Например, на фреске Джотто из цикла «Жизнь Девы Марии» (ил. 6) драпированные одежды, кажется, окутывают фигуры внутри реального пространства, а складки ниспадают или собираются у пояса, будто бы непосредственно подчиняясь силе гравитации и законам существования реальной ткани. Мы можем увидеть довольно схожий прием в статуе мальчика в плаще – римской скульптуре императорского периода, копирующей классическую греческую манеру (ил. 7). Пастухи Джотто носят выкроенные и сшитые туники с рукавами, а не цельные полотна ткани, но на одном из них мы видим прямоугольный плащ, такой же как у римского мальчика, и нарисованные складки падают с подчеркнуто скульптурным эффектом. На Иоакиме – более длинная версия плаща, которая, кажется, драпируется в живописной гармонии с тем, что носил изваянный из мрамора Софокл в V веке до н. э. (ил. 8).

Большинство художников двух поколений, следовавших за Джотто, были не столь радикально оригинальными, как он; но мы можем видеть в «Бракосочетании Богоматери» Бернардо Дадди (1330‐е), как они все дальше уходили от прежних ритуалов в изображении драпировки в религиозном искусстве (ил. 9). Художник объединил все еще довольно формульные волосы и руки с новым подходом, чему способствовало появление градации тонов и применение перспективного сокращения, чтобы показать, как длинные свободные одежды в действительности колышутся, ниспадают и волочатся шлейфом. Еще позднее, около 1350 года, статные фигуры святой Екатерины и святого Варфоломея на фрагменте алтаря, приписываемого Аллегретто Нуци (ил. 10), демонстрируют новую технику моделировки складок. Варфоломей, в частности, будто выступает из глубины пространства изображения, и его спускающаяся складками мантия чуть расходится у ног. На выступающих краях сбегающихся к поясу складок играют блики света, причем на переднем плане освещенные области шире. Его борода тоже создает иллюзию реальных волос. Прическа Святой Екатерины, напротив, условна; на обоих святых свободная одежда, сплошь украшенная повторяющимся орнаментом, края которой струятся вниз причудливыми арабесками, графические качества которых подчеркиваются контрастной подкладкой. Несмотря на новый способ моделировки складок, эти декоративные эффекты скорее дистанцируют эту картину от «скульптурных» новшеств Джотто. Изображенные фигуры лучше гармонируют с более орнаментальным стилем, который преобладал во Флоренции во второй половине столетия.

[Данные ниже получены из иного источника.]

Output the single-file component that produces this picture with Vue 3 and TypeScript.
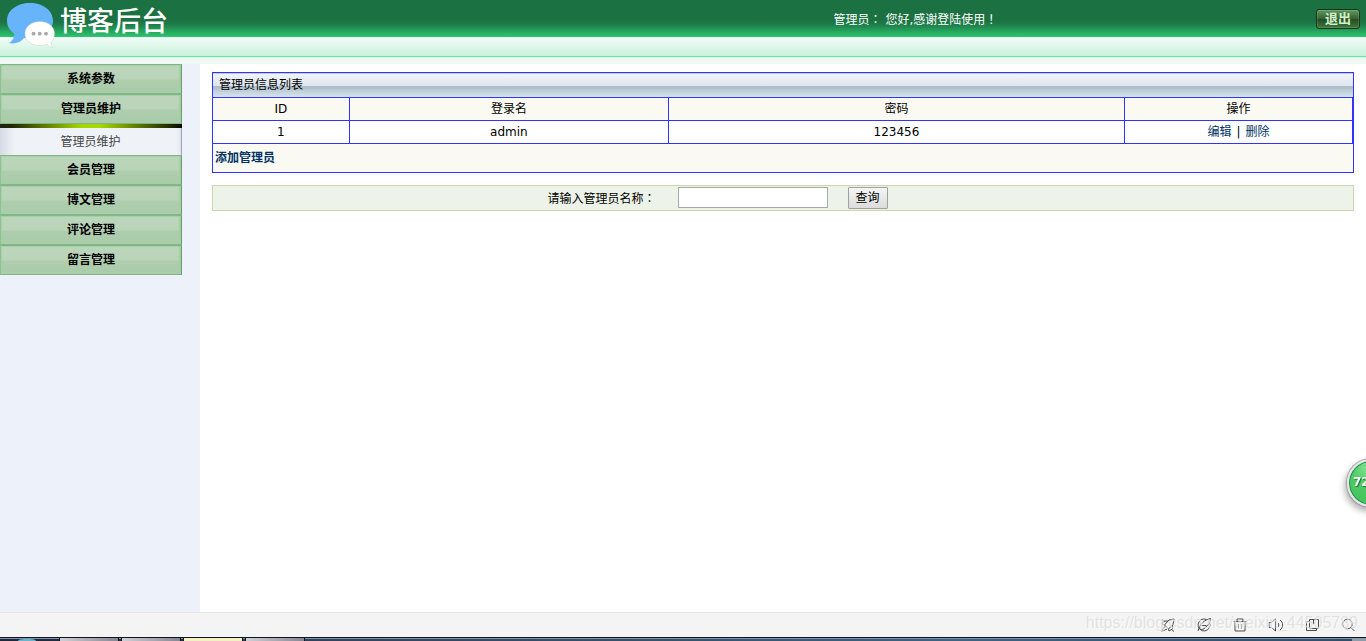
<script setup lang="ts">
import { ref } from 'vue'

interface MenuGroup {
  title: string
  children: string[]
}

interface Admin {
  id: number
  name: string
  password: string
}

const groups: MenuGroup[] = [
  { title: '系统参数', children: [] },
  { title: '管理员维护', children: ['管理员维护'] },
  { title: '会员管理', children: [] },
  { title: '博文管理', children: [] },
  { title: '评论管理', children: [] },
  { title: '留言管理', children: [] },
]
const opened = ref('管理员维护')
const columns = ['ID', '登录名', '密码', '操作']
const admins = ref<Admin[]>([{ id: 1, name: 'admin', password: '123456' }])
const keyword = ref('')

function toggle(title: string) {
  opened.value = opened.value === title ? '' : title
}
</script>

<template>
  <div class="page">
    <header class="header">
      <div class="brand">
        <svg class="logo" width="50" height="48" viewBox="0 0 50 48" aria-hidden="true">
          <path d="M25 3C12 3 2 10.500 2 20.500C2 27 5.500 31 9.500 34C9 38 7 41.500 4 43C10 44.500 16 42 19 38C36 40 48 32 48 20.500C48 10.500 38 3 25 3Z" fill="#68b4fb" />
          <path d="M35 21.500C26.500 21.500 20 26.500 20 33.500C20 40.500 26.500 45.500 35 45.500C37.500 45.500 40 45.200 42 44.300C43.500 46 46 47.300 47.500 47.500C46.500 46 46 44 46 42C48.300 40 49.500 37 49.500 33.500C49.500 26.500 43 21.500 35 21.500Z" fill="#fff" stroke="#c3d4ca" stroke-width=".5" />
          <g fill="#a9a9a9">
            <circle cx="28.500" cy="33.700" r="1.900" />
            <circle cx="34.700" cy="33.700" r="1.900" />
            <circle cx="41" cy="33.700" r="1.900" />
          </g>
        </svg>
        <h1>博客后台</h1>
      </div>
      <p class="greeting">管理员<span class="mark">：</span> 您好,感谢登陆使用<span class="mark">！</span></p>
      <button type="button" class="logout">退出</button>
    </header>

    <div class="body">
      <nav class="sidebar">
        <div v-for="group in groups" :key="group.title" class="group">
          <button type="button" class="group-title" @click="toggle(group.title)">{{ group.title }}</button>
          <div v-if="group.children.length && opened === group.title" class="submenu">
            <a v-for="child in group.children" :key="child" href="#">{{ child }}</a>
          </div>
        </div>
      </nav>

      <main class="content">
        <section class="panel">
          <h2>管理员信息列表</h2>
          <table>
            <thead>
              <tr>
                <th v-for="column in columns" :key="column">{{ column }}</th>
              </tr>
            </thead>
            <tbody>
              <tr v-for="admin in admins" :key="admin.id">
                <td>{{ admin.id }}</td>
                <td>{{ admin.name }}</td>
                <td>{{ admin.password }}</td>
                <td>
                  <div class="actions"><a href="#">编辑</a><span>|</span><a href="#">删除</a></div>
                </td>
              </tr>
            </tbody>
          </table>
          <div class="panel-foot"><a href="#">添加管理员</a></div>
        </section>

        <form class="search" @submit.prevent>
          <label for="keyword">请输入管理员名称<span class="mark">：</span></label>
          <input id="keyword" v-model="keyword" type="text" />
          <button type="submit">查询</button>
        </form>
      </main>
    </div>

    <div class="ball">72</div>

    <footer class="statusbar">
      <div class="tools">
        <svg viewBox="0 0 16 16"><path d="M14 2L9 3L4.500 8L8.500 12L13 7.500ZM8 4H4L2 7L4.500 8M12.500 8V12L9 14L8.500 12M4.500 9.500L1.500 14.500L7 12M2 2.500L5 5M11 12L14 14.500" /></svg>
        <svg viewBox="0 0 16 16"><path d="M13.500 5.500A6 6 0 1 1 10.500 2.500M2 14C4 7 8 3 14.500 1.500C14.500 5 13 8 10 9.500M5.500 8.500H10M4 12C7 13 9.500 11.500 10.500 9" /></svg>
        <svg viewBox="0 0 16 16"><path d="M1.500 4.500H14.500M5 4.500V2H11V4.500M3 4.500V14H13V4.500M6.500 7V11.500M9.500 7V11.500" /></svg>
        <svg viewBox="0 0 16 16"><path d="M1 5.500V10.500H3.500L7.500 14V2L3.500 5.500ZM10 6C11 7 11 9 10 10M12 3C15.500 5.500 15.500 10.500 12 13" /></svg>
        <svg viewBox="0 0 16 16"><path d="M5.500 2.500H14.500V11.500H5.500ZM5.500 4.500H2.500V13.500H12.500V11.500M9.500 2.500V7" /></svg>
        <svg viewBox="0 0 16 16"><circle cx="7.500" cy="7" r="4.800" /><path d="M11 10.500L14.500 14" /></svg>
      </div>
      <span class="watermark">https://blog.csdn.net/weixin_44505789</span>
    </footer>
    <div class="taskbar">
      <i class="orb"></i>
      <i class="task"></i><i class="task"></i><i class="task active"></i><i class="task"></i>
      <i class="corner"></i>
    </div>
  </div>
</template>

<style>
body {
  margin: 0;
  background: #fff;
}
</style>

<style scoped>
.page {
  display: flex;
  flex-direction: column;
  min-height: 100vh;
  font: 12px/18px "DejaVu Sans", "Noto Sans CJK SC", sans-serif;
  color: #000;
}
a {
  color: #036;
  text-decoration: none;
}
button {
  font-family: inherit;
  cursor: pointer;
}
.mark {
  font-family: "Noto Sans CJK TC", sans-serif;
}
.header {
  display: grid;
  grid-template-columns: 61% 1fr auto;
  align-items: start;
  height: 64px;
  padding-right: 6px;
  background: linear-gradient(#1b7142 0 20px, #1d7a47 24px, #2cc770 37px, #f2fcf7 37px, #c8f2dc 56px, #78e0a6 56px 57px, #d5f6e4 57px 58px, #eefaf3 58px);
}
.brand {
  display: flex;
  gap: 5px;
  padding-left: 5px;
}
.brand h1 {
  margin: 0;
  color: #fff;
  font-size: 27px;
  font-weight: 500;
  line-height: 44px;
}
.greeting {
  margin: 10px 0 0;
  padding-left: 4px;
  color: #fff;
}
.logout {
  margin-top: 9px;
  width: 44px;
  height: 20px;
  padding: 0;
  border: 1px solid #1b3518;
  border-radius: 3px;
  background: linear-gradient(#5f9a5c, #33602f 50%, #244a22 50%, #3d7a3b);
  box-shadow: inset 0 0 0 1px #ffffff26;
  color: #d3efd0;
  font-size: 13px;
  font-weight: bold;
  line-height: 16px;
}
.body {
  display: flex;
  flex: 1;
}
.sidebar {
  flex: none;
  width: 200px;
  background: #edf1fa;
}
.group {
  width: 182px;
}
.group-title {
  display: block;
  width: 100%;
  height: 30px;
  padding: 0 0 3px;
  border: 1px solid #82b686;
  border-right-color: #64a069;
  border-left-color: #8fc192;
  background: linear-gradient(#bcd6bc, #b9d4b8 48%, #aecdad 56%, #a9cca9);
  box-shadow: inset 1px 1px 0 #a6d0a8, inset -2px 0 0 #a6cda7;
  color: #000;
  font-size: 12px;
  font-weight: bold;
}
.submenu {
  border-top: 4px solid #000;
  background: linear-gradient(90deg, #d6dae5, #eff3f7 8%, #eff3f7 97%, #dce1ea);
  border-image: linear-gradient(90deg, #222 0, #1e2600 8%, #a4d800 45%, #a4d800 55%, #1e2600 92%, #000) 4;
}
.submenu a {
  display: block;
  height: 27px;
  border-right: 1px solid #9aa6b6;
  color: #444;
  line-height: 28px;
  text-align: center;
}
.content {
  flex: 1;
  padding: 8px 12px;
}
.panel {
  border: 1px solid #33f;
  background: #fafaf2;
}
.panel h2 {
  margin: 0;
  padding-left: 6px;
  border-bottom: 1px solid #33f;
  background: linear-gradient(#bfcbd6 0 1px, #f1f4f9 1px, #dde5ed 13px, #afbfca 13px 15px, #bccbd6 17px, #d5e5ec 24px);
  font-size: 12px;
  font-weight: normal;
  line-height: 24px;
}
table {
  width: 100%;
  border-spacing: 0;
  table-layout: fixed;
}
th,
td {
  box-sizing: border-box;
  height: 23px;
  padding: 0;
  border: solid #33f;
  border-width: 0 1px 1px 0;
  font-weight: normal;
  text-align: center;
}
th:nth-child(1) {
  width: 12%;
}
th:nth-child(2) {
  width: 28%;
}
th:nth-child(3) {
  width: 40%;
}
th:nth-child(4) {
  width: 20%;
}
td {
  background: #fff;
}
.actions {
  display: flex;
  justify-content: center;
  gap: 5px;
}
.panel-foot {
  padding-left: 2px;
  line-height: 28px;
}
.panel-foot a {
  font-weight: bold;
}
.search {
  display: flex;
  align-items: flex-start;
  box-sizing: border-box;
  height: 26px;
  margin-top: 12px;
  padding: 1px 0 0 29.3%;
  border: 1px solid #cad7ab;
  background: #edf3e9;
}
.search label {
  line-height: 21px;
}
.search input {
  box-sizing: border-box;
  width: 150px;
  height: 21px;
  margin: 0 20px 0 22px;
  padding: 1px 4px;
  border: 1px solid #a9a9a9;
  background: #fff;
  font: inherit;
}
.search button {
  width: 40px;
  height: 22px;
  padding: 0;
  border: 1px solid #a0a0a0;
  border-radius: 1px;
  background: linear-gradient(#f5f5f5, #dcdcdc);
  color: #000;
  font-size: 12px;
  line-height: 18px;
}
.ball {
  position: fixed;
  top: 459px;
  right: -29px;
  box-sizing: border-box;
  width: 48px;
  height: 48px;
  padding-left: 4px;
  border: 2px solid #e4e6e5;
  border-radius: 50%;
  background: radial-gradient(circle at 50% 15%, #8be59a, #4ecb63 45%, #44c35a 85%, #268a55);
  box-shadow: inset 0 0 0 1px #1f8a5c, 0 0 1px 1px #999, -2px 4px 7px #0005;
  color: #fff;
  font: bold 12px/42px "DejaVu Sans", sans-serif;
  text-shadow: 1px 1px 1px #176b34;
}
.statusbar {
  position: relative;
  display: flex;
  justify-content: flex-end;
  height: 24px;
  border-top: 1px solid #e5e5e5;
  background: #f4f4f4;
}
.tools {
  display: flex;
  align-items: center;
  gap: 20px;
  padding-right: 10px;
}
.tools svg {
  width: 16px;
  height: 16px;
  fill: none;
  stroke: #4a4a4a;
  stroke-width: 1;
}
.watermark {
  position: absolute;
  right: 8px;
  top: 1px;
  color: #d6d6d6a6;
  font: 16px/18px "Liberation Sans", sans-serif;
  text-shadow: 1px 1px 0 #ffffff99;
}
.taskbar {
  display: flex;
  gap: 2px;
  box-sizing: border-box;
  height: 4px;
  border-top: 1px solid #10151d;
  background: linear-gradient(#8195aa 0 1px, transparent 1px), linear-gradient(90deg, #1e2838, #35435f 25%, #34546f 50%, #3c6485 70%, #2e4d69);
}
.orb {
  width: 18px;
  margin: 1px 21px 0 18px;
  border-radius: 9px 9px 0 0 / 3px 3px 0 0;
  background: #66b4cd;
}
.task {
  box-sizing: border-box;
  width: 60px;
  border: solid #11151c;
  border-width: 0 1px;
  background: linear-gradient(90deg, #d0d1d5, #858692);
}
.task.active {
  background: #f3f0c5;
}
.corner {
  width: 14px;
  margin-left: auto;
  background: #8e9ba8;
}
</style>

В рассмотренных нами примерах одежда, изображенная Джотто и изваянная античными скульпторами, схожим образом демонстрирует единую текстуру ткани. Одежда, придуманная Джотто как для святого Иоакима, так и для простых пастухов, кажется сделанной из одного и того же податливого, непрозрачного, плотнотканого материала, который напоминает ткань, образующую драпировку на скульптурных изображениях Софокла и римского мальчика, женщины на стеле и многих фигур с рельефов Парфенона. Джотто, как кажется, лишь меняет цвет одежды своих персонажей, которая вся соткана из некой универсальной идеальной шерсти с матовой поверхностью, подходящей для передачи на фреске с эффектом «скульптурной» объемности. Он изображает накидку Иоакима чуть более богатой, снабжая ее неброской золотой каймой, а не покрывая всю поверхность узором, будто бы стремясь сосредоточить внимание зрителя на том, как естественно выглядят все складки ткани, и не отвлечь его взгляд какими-либо затейливыми поверхностями или вспышками контрастных цветов.